Los huesos con los que los niños juegan proceden de las exhumaciones de nichos, en muchos casos alquilados por pocos años; terminado el contrato, los restos no reclamados se abandonan en bolsas o quedan al descubierto en osarios comunes sobre los que los pequeños saltan en sus juegos.

Basura y excrementos

No todos estos barrios son iguales. El de Manila Norte goza de unas condiciones higiénicas 'envidiables' si se compara con la situación en Navotas. En este, los chavales juegan al fútbol entre la basura. Así lo cuenta la española Carmen Teira -que ha visitado varios de estos cementerios- en su blog Trajinando por el Mundo: «Sobre un mar de basura y excrementos se levanta el último bloque de nichos, y sobre él, un grupo de chabolas de chapa, madera y otros materiales de desecho. Durante unos brevísimos instantes permanezco quieta sin saber a dónde mirar: a las viviendas construidas sobre los nichos, con toda la pinta de estar a punto de derrumbarse, o a mis pies, hundidos hasta casi el tobillo en ese cenagal de mierda y bichos. El olor es insoportable, tanto que no puedo contener el principio de una arcada que a duras penas consigo disimular cuando todas las mujeres y niños que no se habían percatado de nuestra presencia empiezan a gritar, llamándonos y agitando los brazos con unas sonrisas enormes».
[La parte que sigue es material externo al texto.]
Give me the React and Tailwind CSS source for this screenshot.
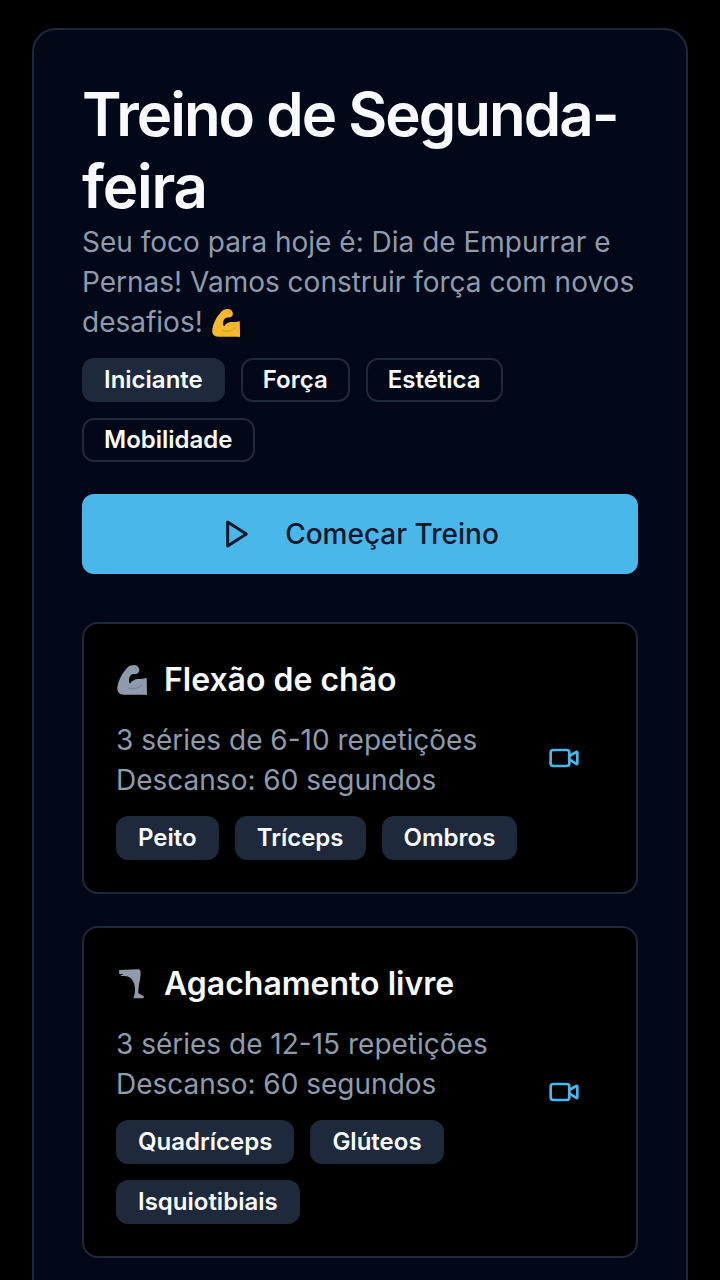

Norte Manila, sin embargo, es bien diferente. Cuenta ella: «550.000 metros cuadrados de caminos, árboles, jardines, plazas, estatuas y fuentes. Tiendas de comestibles, un taller de motos, varias canchas de baloncesto, un señor en bici, el carro de los heladitos, dos vecinas tendiendo la colada, tres niños corriendo con sus mochilitas para coger el vehículo antes de que se vaya... Y las calles están más limpias que en otras zonas de Manila». Al caer la noche resuenan los karaokes, como para acallar otras voces, las de los difuntos que algunos dicen oír. Carolyn Mañalac vive aquí con sus cuatro hijos y otros miembros de su familia, que ocupó un mausoleo con permiso de sus dueños hace seis décadas: «En el monzón, cuando llueve mucho, a veces siento espíritus o veo visiones. Pero no creo en fantasmas. Temo a los vivos. La gente mata. ¿Por qué debes temer a los muertos?».